#### TASK INSTRUCTIONS
Bring together all lines of the material below that contain the string "React".

#### DATA SEGMENT
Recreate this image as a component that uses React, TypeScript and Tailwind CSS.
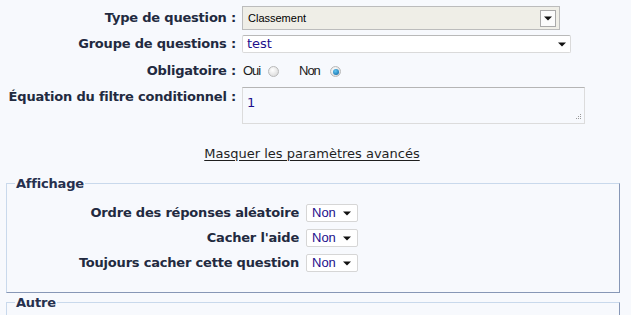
const labelFont = "font-['DejaVu_Sans','Verdana',sans-serif]";

function Arrow() {
  return (
    <svg width="8" height="5" viewBox="0 0 8 5">
      <path d="M0 0.5 H8 L4 4.5 Z" fill="#111" />
    </svg>
  );
}

function Radio({ checked }: { checked?: boolean }) {
  return (
    <span className="inline-flex h-[11px] w-[11px] items-center justify-center rounded-full border border-[#b9b9b9] bg-[radial-gradient(circle_at_40%_35%,#ffffff,#d4d4d4)]">
      {checked && (
        <span className="h-[6px] w-[6px] rounded-full bg-[radial-gradient(circle_at_40%_35%,#5fc6f2,#0a5f9e)]" />
      )}
    </span>
  );
}

function SmallSelect() {
  return (
    <div className="flex h-[18px] w-[52px] items-center justify-between rounded-[2px] border border-[#d6d6d6] bg-white pl-[5px] pr-[6px]">
      <span className="font-['Liberation_Sans',Arial,sans-serif] text-[13px] text-[#1d0f8c]">Non</span>
      <Arrow />
    </div>
  );
}

function TopRow({ label, children, className = "" }: { label: string; children: React.ReactNode; className?: string }) {
  return (
    <div className={`flex ${className}`}>
      <div className={`w-[237px] shrink-0 pr-[1px] text-right text-[13px] font-bold tracking-[-0.2px] text-[#222a40] ${labelFont}`}>
        {label}
      </div>
      <div className="ml-[5px]">{children}</div>
    </div>
  );
}

export default function App() {
  return (
    <div className="h-[315px] w-[631px] overflow-hidden bg-[#f7f9fd]">
      {/* Question settings */}
      <div className="pt-[6px]">
        <TopRow label="Type de question :" className="items-center h-[24px]">
          <div className="flex h-[24px] w-[318px] items-center justify-between border border-[#bcbcbc] bg-[#efeee7] pl-[5px] pr-[3px]">
            <span className="font-['Liberation_Sans',Arial,sans-serif] text-[11px] text-black">Classement</span>
            <div className="flex h-[17px] w-[16px] items-center justify-center border border-[#a9a9a9] bg-[#fbfbfb]">
              <Arrow />
            </div>
          </div>
        </TopRow>

        <TopRow label="Groupe de questions :" className="mt-[5px] items-center h-[18px]">
          <div className="flex h-[18px] w-[329px] items-center justify-between rounded-[2px] border border-[#dadada] border-t-[#b9b9b9] bg-white pl-[4px] pr-[4px]">
            <span className={`text-[13px] text-[#1d0f8c] ${labelFont}`}>test</span>
            <Arrow />
          </div>
        </TopRow>

        <TopRow label="Obligatoire :" className="mt-[9px] items-center h-[18px]">
          <div className="flex items-center font-['Liberation_Sans',Arial,sans-serif] text-[13px] tracking-[-1px] text-[#1b1b1b]">
            <span className="w-[21px] pl-[1px]">Oui</span>
            <span className="ml-[5px] mt-[1px] flex"><Radio /></span>
            <span className="ml-[20px] w-[22px]">Non</span>
            <span className="ml-[9px] mt-[1px] flex"><Radio checked /></span>
          </div>
        </TopRow>

        <TopRow label="Équation du filtre conditionnel :" className="mt-[7px]">
          <div className="relative h-[37px] w-[343px] border border-[#dcdcdc] border-t-[#b5b5b5] bg-[#f7f9fd] pl-[4px] pt-[1px]">
            <span className={`text-[13px] text-[#1d0f8c] ${labelFont}`}>1</span>
            <svg className="absolute bottom-[2px] right-[2px]" width="7" height="7" viewBox="0 0 7 7">
              <rect x="5" y="0" width="1" height="1" fill="#9a9a9a" />
              <rect x="3" y="2" width="1" height="1" fill="#9a9a9a" />
              <rect x="5" y="2" width="1" height="1" fill="#9a9a9a" />
              <rect x="1" y="4" width="1" height="1" fill="#9a9a9a" />
              <rect x="3" y="4" width="1" height="1" fill="#9a9a9a" />
              <rect x="5" y="4" width="1" height="1" fill="#9a9a9a" />
            </svg>
          </div>
        </TopRow>
      </div>

      {/* Advanced toggle */}
      <div className="mt-[20px] flex justify-center pr-[7px]">
        <a className={`text-[13px] text-[#1f1f1f] underline underline-offset-2 ${labelFont}`} href="#">
          Masquer les paramètres avancés
        </a>
      </div>

      {/* Affichage */}
      <fieldset className="ml-[6px] mt-[10px] w-[614px] border border-[#c9d9ec] border-b-[#8797b6] border-r-[#8797b6] px-[8px] pb-[20px] pt-[11px]">
        <legend className={`px-[1px] text-[13px] font-bold tracking-[-0.2px] text-[#26304e] ${labelFont}`}>Affichage</legend>
        <div className="flex flex-col gap-[7px]">
          {["Ordre des réponses aléatoire", "Cacher l'aide", "Toujours cacher cette question"].map((l) => (
            <div key={l} className="flex h-[18px] items-center">
              <div className={`w-[284px] text-right text-[13px] font-bold tracking-[-0.2px] text-[#222a40] ${labelFont}`}>{l}</div>
              <div className="ml-[7px]">
                <SmallSelect />
              </div>
            </div>
          ))}
        </div>
      </fieldset>

      {/* Autre */}
      <fieldset className="ml-[6px] h-[40px] w-[614px] border border-[#c9d9ec] border-r-[#8797b6] px-[8px]">
        <legend className={`px-[1px] text-[13px] font-bold tracking-[-0.2px] text-[#26304e] ${labelFont}`}>Autre</legend>
      </fieldset>
    </div>
  );
}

#### FULL ANSWER
Recreate this image as a component that uses React, TypeScript and Tailwind CSS.
function TopRow({ label, children, className = "" }: { label: string; children: React.ReactNode; className?: string }) {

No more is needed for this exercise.